Entries with page source code:
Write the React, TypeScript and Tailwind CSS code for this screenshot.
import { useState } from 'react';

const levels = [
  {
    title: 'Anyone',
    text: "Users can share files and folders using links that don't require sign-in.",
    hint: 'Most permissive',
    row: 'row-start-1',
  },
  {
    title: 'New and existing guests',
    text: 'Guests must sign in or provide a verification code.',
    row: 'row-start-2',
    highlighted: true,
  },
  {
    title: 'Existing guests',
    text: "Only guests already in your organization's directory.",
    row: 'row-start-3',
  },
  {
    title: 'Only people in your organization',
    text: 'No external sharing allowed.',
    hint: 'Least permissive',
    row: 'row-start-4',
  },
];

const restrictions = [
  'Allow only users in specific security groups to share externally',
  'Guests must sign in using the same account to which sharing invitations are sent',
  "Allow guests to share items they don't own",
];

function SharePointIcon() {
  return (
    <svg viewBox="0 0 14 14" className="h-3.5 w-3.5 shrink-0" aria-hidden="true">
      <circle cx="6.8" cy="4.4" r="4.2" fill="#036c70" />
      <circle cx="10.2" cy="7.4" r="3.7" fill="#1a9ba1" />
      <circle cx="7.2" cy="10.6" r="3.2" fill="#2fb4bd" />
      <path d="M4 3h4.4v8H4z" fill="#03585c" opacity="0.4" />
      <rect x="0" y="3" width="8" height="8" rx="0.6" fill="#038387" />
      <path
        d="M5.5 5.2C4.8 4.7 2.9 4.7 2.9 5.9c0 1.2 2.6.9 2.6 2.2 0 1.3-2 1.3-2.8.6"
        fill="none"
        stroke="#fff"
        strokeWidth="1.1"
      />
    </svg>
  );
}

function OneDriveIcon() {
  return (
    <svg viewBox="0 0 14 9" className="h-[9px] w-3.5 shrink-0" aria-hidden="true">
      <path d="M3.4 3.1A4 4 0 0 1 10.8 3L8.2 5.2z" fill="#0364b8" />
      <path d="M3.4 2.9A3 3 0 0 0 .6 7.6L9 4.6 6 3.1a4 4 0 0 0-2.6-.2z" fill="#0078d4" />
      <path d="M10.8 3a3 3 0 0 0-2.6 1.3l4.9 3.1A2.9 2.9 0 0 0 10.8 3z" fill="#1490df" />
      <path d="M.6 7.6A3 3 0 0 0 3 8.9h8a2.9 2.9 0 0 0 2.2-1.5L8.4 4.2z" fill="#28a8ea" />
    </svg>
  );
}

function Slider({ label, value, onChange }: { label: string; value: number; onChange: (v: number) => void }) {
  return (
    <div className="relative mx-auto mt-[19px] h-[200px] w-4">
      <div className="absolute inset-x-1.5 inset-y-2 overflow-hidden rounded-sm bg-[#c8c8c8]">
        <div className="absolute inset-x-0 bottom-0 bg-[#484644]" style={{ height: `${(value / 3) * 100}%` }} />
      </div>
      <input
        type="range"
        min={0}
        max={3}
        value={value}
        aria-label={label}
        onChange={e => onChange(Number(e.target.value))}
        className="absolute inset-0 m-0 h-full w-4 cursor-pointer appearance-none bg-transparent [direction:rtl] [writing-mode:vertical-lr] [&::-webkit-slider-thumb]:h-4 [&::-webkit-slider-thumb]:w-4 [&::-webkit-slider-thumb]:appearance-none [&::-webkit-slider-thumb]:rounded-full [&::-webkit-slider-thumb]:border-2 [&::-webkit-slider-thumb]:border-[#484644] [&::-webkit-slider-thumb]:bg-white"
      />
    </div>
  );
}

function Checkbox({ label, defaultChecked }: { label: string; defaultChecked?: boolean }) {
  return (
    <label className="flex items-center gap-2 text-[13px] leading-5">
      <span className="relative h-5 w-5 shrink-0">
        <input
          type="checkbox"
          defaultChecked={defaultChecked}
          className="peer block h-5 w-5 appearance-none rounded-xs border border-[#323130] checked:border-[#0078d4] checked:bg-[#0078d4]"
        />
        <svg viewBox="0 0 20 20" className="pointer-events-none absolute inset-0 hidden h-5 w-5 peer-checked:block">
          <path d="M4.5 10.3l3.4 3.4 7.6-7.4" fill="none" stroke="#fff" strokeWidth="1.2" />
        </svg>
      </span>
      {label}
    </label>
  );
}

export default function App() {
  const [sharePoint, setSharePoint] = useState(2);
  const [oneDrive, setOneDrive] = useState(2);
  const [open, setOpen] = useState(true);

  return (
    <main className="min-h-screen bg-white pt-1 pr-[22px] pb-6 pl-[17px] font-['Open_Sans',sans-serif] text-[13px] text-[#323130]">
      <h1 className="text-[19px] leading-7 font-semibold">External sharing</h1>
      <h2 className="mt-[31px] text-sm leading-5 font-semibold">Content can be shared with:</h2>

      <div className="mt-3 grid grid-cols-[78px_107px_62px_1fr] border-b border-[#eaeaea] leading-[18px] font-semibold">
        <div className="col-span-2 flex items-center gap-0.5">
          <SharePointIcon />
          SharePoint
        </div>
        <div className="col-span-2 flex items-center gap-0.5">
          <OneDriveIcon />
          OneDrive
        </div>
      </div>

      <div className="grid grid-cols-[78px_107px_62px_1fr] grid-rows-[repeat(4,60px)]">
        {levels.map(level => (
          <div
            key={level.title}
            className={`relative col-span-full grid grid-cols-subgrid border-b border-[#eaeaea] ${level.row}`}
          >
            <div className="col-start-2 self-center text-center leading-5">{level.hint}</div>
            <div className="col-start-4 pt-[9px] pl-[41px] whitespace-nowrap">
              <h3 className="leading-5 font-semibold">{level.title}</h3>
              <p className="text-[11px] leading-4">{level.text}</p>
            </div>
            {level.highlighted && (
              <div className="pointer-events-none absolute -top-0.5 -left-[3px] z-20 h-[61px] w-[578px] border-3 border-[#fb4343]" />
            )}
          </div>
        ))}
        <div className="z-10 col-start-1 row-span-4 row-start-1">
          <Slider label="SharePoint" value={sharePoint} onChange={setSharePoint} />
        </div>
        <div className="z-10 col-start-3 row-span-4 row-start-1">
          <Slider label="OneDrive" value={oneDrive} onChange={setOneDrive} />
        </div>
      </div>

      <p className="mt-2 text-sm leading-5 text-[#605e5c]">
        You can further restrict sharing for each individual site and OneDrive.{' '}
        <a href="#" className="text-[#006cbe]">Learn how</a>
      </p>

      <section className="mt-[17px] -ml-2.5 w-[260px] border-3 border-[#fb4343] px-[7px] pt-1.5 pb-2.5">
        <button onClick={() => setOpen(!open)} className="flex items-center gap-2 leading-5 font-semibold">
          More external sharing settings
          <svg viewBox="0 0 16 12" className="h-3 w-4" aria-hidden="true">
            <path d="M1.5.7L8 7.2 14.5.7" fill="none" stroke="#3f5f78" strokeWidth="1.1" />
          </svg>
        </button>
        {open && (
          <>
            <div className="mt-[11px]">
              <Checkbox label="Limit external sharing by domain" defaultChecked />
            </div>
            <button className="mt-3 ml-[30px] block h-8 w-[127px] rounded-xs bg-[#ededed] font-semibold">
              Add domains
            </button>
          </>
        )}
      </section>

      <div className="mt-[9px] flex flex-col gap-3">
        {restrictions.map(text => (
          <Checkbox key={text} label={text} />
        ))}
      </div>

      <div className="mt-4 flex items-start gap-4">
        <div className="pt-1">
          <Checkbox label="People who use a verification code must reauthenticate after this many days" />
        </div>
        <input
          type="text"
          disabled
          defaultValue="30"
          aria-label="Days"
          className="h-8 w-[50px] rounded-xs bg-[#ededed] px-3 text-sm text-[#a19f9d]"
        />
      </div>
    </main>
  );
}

---

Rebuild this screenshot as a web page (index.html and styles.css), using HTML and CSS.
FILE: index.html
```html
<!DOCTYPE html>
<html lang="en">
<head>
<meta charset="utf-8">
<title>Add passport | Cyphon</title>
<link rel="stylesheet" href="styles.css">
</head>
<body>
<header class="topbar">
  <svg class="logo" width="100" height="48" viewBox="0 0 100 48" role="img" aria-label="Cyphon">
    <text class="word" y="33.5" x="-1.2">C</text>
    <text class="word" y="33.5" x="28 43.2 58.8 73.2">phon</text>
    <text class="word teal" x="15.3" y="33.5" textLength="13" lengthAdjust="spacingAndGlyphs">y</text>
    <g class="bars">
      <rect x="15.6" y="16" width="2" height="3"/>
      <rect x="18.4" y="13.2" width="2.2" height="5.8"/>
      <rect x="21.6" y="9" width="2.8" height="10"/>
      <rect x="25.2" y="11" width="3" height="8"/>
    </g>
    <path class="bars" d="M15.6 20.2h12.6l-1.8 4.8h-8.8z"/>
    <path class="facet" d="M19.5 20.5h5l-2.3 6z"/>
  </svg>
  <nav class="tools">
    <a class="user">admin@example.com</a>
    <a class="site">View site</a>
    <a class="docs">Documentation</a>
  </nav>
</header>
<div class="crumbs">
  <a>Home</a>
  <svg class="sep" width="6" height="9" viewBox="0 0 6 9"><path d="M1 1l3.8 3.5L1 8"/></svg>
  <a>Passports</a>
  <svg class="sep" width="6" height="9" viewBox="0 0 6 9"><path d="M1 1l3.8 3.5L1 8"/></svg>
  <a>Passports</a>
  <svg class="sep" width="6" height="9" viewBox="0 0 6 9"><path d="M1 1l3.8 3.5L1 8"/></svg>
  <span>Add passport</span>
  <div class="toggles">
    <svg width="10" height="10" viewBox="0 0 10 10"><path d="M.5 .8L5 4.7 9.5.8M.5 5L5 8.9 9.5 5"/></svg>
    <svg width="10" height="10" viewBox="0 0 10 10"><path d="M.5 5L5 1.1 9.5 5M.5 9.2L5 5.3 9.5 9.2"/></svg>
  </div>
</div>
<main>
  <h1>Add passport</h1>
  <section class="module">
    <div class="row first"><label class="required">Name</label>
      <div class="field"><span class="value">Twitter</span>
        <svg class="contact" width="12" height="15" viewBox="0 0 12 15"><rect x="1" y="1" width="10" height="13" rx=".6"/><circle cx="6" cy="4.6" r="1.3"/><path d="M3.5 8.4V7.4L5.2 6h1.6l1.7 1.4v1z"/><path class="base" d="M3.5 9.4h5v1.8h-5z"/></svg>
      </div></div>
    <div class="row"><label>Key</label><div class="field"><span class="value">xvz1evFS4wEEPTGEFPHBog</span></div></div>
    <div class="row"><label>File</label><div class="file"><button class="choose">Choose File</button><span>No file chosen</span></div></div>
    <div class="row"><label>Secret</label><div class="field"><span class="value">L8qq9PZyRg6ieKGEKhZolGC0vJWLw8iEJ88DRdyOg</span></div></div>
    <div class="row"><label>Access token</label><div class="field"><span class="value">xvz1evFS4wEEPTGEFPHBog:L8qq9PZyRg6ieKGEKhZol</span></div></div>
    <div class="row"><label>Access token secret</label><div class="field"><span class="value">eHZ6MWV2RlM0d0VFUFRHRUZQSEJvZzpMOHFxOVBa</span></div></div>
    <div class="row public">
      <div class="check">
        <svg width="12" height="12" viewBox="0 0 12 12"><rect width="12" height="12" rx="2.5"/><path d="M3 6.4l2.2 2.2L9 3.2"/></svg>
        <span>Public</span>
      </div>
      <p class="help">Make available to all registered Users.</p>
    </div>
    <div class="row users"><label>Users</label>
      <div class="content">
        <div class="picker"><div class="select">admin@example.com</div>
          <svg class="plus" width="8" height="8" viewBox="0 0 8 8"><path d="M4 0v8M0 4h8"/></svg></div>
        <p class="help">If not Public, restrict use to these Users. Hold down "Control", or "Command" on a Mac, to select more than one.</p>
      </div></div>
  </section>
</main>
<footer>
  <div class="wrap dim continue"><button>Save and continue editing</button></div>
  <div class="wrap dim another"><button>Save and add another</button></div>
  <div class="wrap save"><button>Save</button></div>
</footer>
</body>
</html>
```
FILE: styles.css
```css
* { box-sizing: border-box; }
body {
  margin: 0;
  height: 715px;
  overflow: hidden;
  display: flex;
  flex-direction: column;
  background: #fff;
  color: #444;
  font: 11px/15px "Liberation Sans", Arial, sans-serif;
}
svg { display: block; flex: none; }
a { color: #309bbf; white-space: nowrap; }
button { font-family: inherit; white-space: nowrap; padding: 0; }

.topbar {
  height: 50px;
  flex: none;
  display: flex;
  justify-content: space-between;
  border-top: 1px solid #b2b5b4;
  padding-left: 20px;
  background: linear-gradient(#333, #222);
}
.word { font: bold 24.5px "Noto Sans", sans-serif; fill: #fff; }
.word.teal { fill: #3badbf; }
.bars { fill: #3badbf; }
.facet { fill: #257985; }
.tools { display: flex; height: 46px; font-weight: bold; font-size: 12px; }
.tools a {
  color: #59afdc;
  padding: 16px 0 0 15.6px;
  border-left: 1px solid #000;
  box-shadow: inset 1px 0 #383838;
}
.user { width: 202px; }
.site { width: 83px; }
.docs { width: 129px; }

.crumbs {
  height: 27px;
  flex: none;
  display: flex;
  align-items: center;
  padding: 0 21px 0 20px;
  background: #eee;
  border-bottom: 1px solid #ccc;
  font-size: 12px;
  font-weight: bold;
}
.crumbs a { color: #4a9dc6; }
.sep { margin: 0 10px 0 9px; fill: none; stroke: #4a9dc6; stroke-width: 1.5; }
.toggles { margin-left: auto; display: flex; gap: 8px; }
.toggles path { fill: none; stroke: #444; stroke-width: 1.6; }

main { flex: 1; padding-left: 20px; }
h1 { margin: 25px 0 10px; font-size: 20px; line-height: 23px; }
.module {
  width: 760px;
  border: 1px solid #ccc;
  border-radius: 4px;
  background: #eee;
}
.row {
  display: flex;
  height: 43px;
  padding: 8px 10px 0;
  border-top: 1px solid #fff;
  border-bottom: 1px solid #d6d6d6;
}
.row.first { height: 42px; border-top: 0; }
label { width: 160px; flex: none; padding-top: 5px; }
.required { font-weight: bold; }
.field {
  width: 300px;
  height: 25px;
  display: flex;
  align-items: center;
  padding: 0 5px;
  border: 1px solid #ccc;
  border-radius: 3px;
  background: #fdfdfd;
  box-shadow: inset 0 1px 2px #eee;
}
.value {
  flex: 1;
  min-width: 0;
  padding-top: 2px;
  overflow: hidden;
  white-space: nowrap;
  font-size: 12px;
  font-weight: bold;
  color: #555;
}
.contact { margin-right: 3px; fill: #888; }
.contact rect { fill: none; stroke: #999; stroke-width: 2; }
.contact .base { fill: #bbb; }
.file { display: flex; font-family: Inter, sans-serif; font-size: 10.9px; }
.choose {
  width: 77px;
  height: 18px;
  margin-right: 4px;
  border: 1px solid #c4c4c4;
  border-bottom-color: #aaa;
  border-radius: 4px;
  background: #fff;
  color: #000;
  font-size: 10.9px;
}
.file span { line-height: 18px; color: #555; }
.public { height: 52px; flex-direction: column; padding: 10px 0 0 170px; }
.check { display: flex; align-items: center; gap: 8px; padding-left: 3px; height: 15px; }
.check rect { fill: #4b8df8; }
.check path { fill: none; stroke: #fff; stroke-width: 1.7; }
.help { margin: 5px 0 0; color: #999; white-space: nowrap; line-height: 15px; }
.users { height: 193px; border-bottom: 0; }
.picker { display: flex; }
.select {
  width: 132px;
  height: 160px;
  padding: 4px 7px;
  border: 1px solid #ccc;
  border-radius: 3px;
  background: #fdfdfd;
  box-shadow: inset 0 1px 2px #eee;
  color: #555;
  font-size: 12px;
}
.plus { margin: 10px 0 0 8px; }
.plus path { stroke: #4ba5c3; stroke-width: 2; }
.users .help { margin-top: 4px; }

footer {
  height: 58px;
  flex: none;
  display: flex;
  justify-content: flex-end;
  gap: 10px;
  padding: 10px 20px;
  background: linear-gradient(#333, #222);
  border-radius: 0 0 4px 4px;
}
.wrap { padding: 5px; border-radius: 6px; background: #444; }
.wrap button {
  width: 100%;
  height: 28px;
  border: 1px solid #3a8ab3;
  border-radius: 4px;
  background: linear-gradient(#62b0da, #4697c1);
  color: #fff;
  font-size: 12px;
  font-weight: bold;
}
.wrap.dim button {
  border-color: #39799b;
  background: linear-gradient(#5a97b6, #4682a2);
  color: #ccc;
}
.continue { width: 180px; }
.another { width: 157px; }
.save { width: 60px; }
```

---

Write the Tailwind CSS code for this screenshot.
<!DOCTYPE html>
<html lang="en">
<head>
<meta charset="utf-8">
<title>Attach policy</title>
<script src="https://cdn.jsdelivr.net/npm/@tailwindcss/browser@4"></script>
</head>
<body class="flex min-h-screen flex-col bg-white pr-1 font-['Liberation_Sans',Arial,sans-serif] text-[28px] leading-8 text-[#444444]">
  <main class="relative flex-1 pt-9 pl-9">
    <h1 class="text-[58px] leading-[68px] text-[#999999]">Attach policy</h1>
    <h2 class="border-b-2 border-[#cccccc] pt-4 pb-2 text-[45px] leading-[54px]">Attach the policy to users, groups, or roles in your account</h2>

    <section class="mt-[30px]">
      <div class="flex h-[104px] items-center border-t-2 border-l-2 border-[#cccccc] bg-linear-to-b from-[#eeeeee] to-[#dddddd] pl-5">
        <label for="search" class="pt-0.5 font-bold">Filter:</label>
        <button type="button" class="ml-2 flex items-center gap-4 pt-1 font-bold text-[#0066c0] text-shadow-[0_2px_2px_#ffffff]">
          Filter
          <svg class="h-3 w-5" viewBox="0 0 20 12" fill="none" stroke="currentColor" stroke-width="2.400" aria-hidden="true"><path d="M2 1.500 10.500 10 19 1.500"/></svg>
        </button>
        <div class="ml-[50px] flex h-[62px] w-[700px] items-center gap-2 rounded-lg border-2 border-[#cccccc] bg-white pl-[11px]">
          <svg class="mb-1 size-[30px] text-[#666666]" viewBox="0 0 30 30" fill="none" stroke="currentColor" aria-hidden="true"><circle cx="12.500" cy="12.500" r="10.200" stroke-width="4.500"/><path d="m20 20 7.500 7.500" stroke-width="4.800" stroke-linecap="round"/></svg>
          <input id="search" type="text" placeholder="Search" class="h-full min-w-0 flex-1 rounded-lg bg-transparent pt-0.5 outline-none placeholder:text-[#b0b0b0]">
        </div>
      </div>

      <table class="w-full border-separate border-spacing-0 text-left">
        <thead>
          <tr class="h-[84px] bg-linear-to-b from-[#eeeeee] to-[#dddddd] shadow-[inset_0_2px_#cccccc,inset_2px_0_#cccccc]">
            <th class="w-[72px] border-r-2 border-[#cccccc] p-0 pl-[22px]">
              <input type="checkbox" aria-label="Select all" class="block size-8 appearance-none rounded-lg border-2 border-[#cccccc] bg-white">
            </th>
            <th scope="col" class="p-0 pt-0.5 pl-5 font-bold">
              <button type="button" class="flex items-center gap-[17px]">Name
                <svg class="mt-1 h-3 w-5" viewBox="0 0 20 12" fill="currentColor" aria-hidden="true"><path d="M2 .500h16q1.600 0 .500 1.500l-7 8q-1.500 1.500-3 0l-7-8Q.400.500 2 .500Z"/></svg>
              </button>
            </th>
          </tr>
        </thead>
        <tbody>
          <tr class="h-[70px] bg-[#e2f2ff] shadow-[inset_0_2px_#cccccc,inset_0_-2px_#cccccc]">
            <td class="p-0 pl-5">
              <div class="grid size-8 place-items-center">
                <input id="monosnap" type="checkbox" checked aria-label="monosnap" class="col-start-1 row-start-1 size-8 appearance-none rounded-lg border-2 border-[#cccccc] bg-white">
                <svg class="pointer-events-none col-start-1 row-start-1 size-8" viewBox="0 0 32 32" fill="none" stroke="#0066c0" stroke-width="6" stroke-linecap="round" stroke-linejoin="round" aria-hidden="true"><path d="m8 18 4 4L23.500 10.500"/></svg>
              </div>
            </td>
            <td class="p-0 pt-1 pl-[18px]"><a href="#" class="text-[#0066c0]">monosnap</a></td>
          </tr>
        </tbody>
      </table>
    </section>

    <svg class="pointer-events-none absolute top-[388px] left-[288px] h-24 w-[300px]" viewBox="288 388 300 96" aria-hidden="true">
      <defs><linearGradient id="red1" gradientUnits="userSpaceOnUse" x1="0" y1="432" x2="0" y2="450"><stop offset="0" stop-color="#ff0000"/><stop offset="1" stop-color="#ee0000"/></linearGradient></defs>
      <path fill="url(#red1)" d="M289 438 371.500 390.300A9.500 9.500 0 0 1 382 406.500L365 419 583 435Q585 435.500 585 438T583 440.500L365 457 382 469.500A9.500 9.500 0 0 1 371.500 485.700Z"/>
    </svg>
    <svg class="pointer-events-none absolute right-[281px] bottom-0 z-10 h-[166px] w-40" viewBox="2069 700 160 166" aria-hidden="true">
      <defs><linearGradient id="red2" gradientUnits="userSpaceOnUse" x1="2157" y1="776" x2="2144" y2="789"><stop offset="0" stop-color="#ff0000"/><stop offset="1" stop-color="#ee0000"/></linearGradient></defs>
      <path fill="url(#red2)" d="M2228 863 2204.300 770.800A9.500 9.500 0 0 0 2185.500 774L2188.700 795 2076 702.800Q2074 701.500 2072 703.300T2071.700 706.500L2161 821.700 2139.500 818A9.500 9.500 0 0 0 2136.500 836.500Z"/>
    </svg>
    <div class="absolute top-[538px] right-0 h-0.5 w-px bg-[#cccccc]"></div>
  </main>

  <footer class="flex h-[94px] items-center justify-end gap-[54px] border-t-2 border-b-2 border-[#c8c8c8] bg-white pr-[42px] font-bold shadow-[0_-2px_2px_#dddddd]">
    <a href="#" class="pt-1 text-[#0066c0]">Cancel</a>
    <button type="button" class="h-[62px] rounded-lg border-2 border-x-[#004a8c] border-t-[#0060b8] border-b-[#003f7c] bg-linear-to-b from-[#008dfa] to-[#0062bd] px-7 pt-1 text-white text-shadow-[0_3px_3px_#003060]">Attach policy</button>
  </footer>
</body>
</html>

• [Written problem]: What is the number of lines holding the word "using"? State it alone.

• [Solution to this task]: 3